Your system will have a huge dependency on the web service working in an efficient manner. If it doesn't work, or is slow, people will just see that your page isn't working properly.
At the very least, I would get a web stress tool and performance test your web service to at least the traffic levels you expect to get at peaks, and likely beyond this. When does it break (if ever?), when does it start to slow down? These are good metrics to know.
Other options to look at: perhaps you can get daily batches of data from the web service to a local database and hit the database for your web site. Then, if for some reason the web service is down or slow, you could use the most recently obtained data (if this is feasible for your data).
Overall, it should be doable, but you want to understand and measure the risks, and explore any potential options to minimize those risks.
It's fine. There are some scalability issues. Primarily, with the number of calls you are allowed to make to the external web service per second. Some web services (Yahoo shopping for example) limit how often you can call their service and will lock out your account if you call too often. If you have a large farm and lots of traffic, you might have to throttle your requests.
Also, it's typical in these situations to use an interstitial page that forks off a worker thread to go and do the web service call and redirects to the results page when the call returns. (Think a travel site when you do search, you get an interstitial page while they call out to an external source for the flight data and then you get redirected to a results page when the call completes). This may be unnecessary if your web service call returns quickly.
I recommend you be certain to use WCF, and not the legacy ASMX web services technology as the client. Use "Add Service Reference" instead of "Add Web Reference".
One other issue you need to consider, depending on the type of application and/or data you're pulling down: security.
Specifically, I'm referring to authentication and authorization, both of your end users, and the web application itself. Where are these things handled? All in the web app? by the WS? Or maybe the front-end app is authenticating the users, and flowing the user's identity to the back end WS, allowing that to verify that the user is allowed? How do you verify this? Since many other responders here mention a local data cache on the front end app (an EXCELLENT idea, BTW), this gets even MORE complicated: do you cache data that is allowed to userA, but not for userB? if so, how do you verify that userB cannot access data from the cache? What if the authorization is checked by the WS, how do you cache the permissions then?
On the other hand, how are you verifying that only your web app is allowed to access the WS (and an attacker doesn't directly access your WS data over the Internet, for instance)? For that matter, how do you ensure that your web app contacts the CORRECT WS server, and not a bogus one? And of course I assume that all the connection to the WS is only over TLS/SSL... (but of course also programmatically verify the cert applies to the accessed server...)

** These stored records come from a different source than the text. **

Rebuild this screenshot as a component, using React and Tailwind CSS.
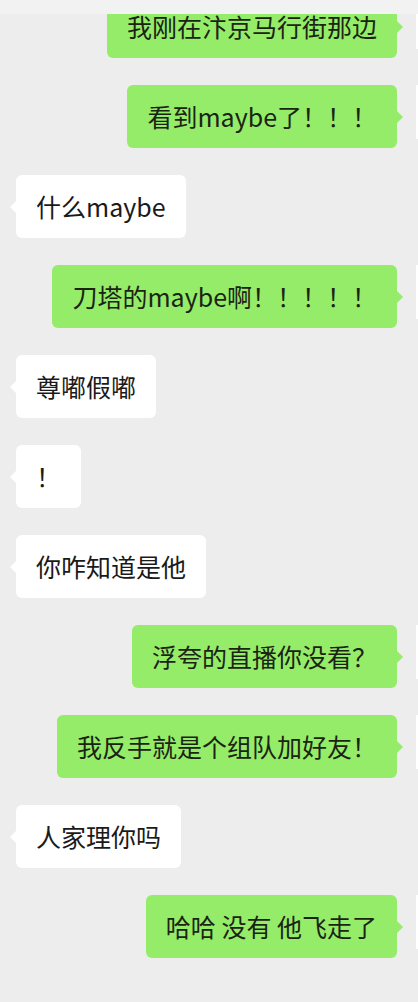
import React from "react";

const messages = [
  { me: true, text: "我刚在汴京马行街那边" },
  { me: true, text: "看到maybe了！！！" },
  { me: false, text: "什么maybe" },
  { me: true, text: "刀塔的maybe啊！！！！！" },
  { me: false, text: "尊嘟假嘟" },
  { me: false, text: "！" },
  { me: false, text: "你咋知道是他" },
  { me: true, text: "浮夸的直播你没看？" },
  { me: true, text: "我反手就是个组队加好友！" },
  { me: false, text: "人家理你吗" },
  { me: true, text: "哈哈 没有 他飞走了" },
];

function Bubble({ me, text }) {
  return (
    <div
      className={`relative rounded-md px-5 py-[14px] text-[25px] leading-[35px] whitespace-nowrap ${
        me ? "bg-[#95ec69] text-[#1b2413]" : "bg-white text-[#1a1a1a]"
      }`}
    >
      {text}
      {me ? (
        <span className="absolute top-1/2 -right-[6px] -translate-y-1/2 w-0 h-0 border-y-[6px] border-y-transparent border-l-[6px] border-l-[#95ec69]" />
      ) : (
        <span className="absolute top-1/2 -left-[6px] -translate-y-1/2 w-0 h-0 border-y-[6px] border-y-transparent border-r-[6px] border-r-white" />
      )}
    </div>
  );
}

function Row({ me, text }) {
  if (me) {
    return (
      <div className="flex justify-end items-start gap-[19px] -mr-[52px]">
        <Bubble me text={text} />
        <div className="w-[54px] h-[54px] bg-white shrink-0" />
      </div>
    );
  }
  return (
    <div className="flex justify-start pl-4">
      <Bubble text={text} />
    </div>
  );
}

export default function App() {
  return (
    <div
      className="w-[418px] h-[1002px] bg-[#ededed] overflow-hidden flex flex-col"
      style={{ fontFamily: '"Noto Sans CJK SC", "Noto Sans", sans-serif' }}
    >
      <div className="h-[14px] bg-[#f2f2f2] shrink-0 relative z-10" />
      <div className="flex-1 overflow-hidden">
        <div className="flex flex-col gap-[27px] -mt-[19px]">
          {messages.map((m, i) => (
            <Row key={i} me={m.me} text={m.text} />
          ))}
        </div>
      </div>
    </div>
  );
}
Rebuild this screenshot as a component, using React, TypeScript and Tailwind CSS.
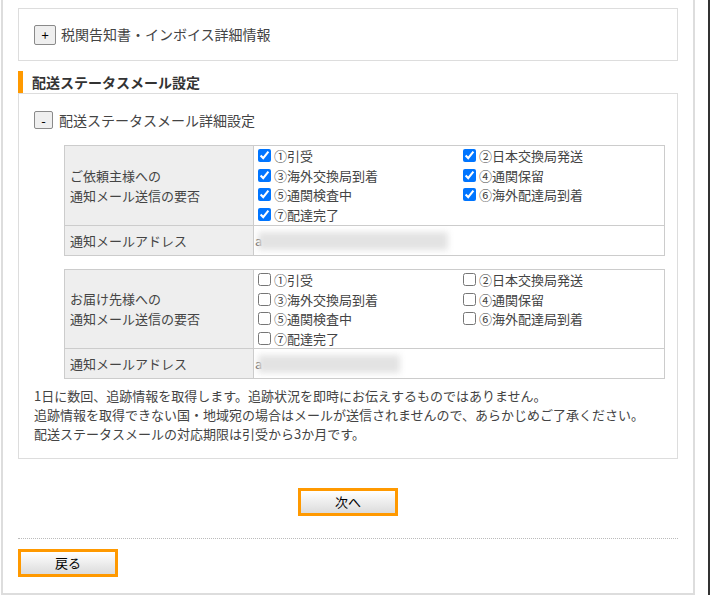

In short, its complicated, and many elements to consider here.... but it is NOT insurmountable.
(as far as input validation goes, that's actually NOT an issue, since this should be done by BOTH the front end app AND the back end WS...)
Another aspect here, as mentioned by #Martin, is the need for an SLA on whatever provider/hosting service you have for the NY WS, not just for performance, but also to cover availability. I.e. what happens if the server is inaccessible how quickly they commit to getting it back up, what happens if its down for extended periods of time, etc. That's the only way to legitimately transfer the risk of your availability being controlled by an externality.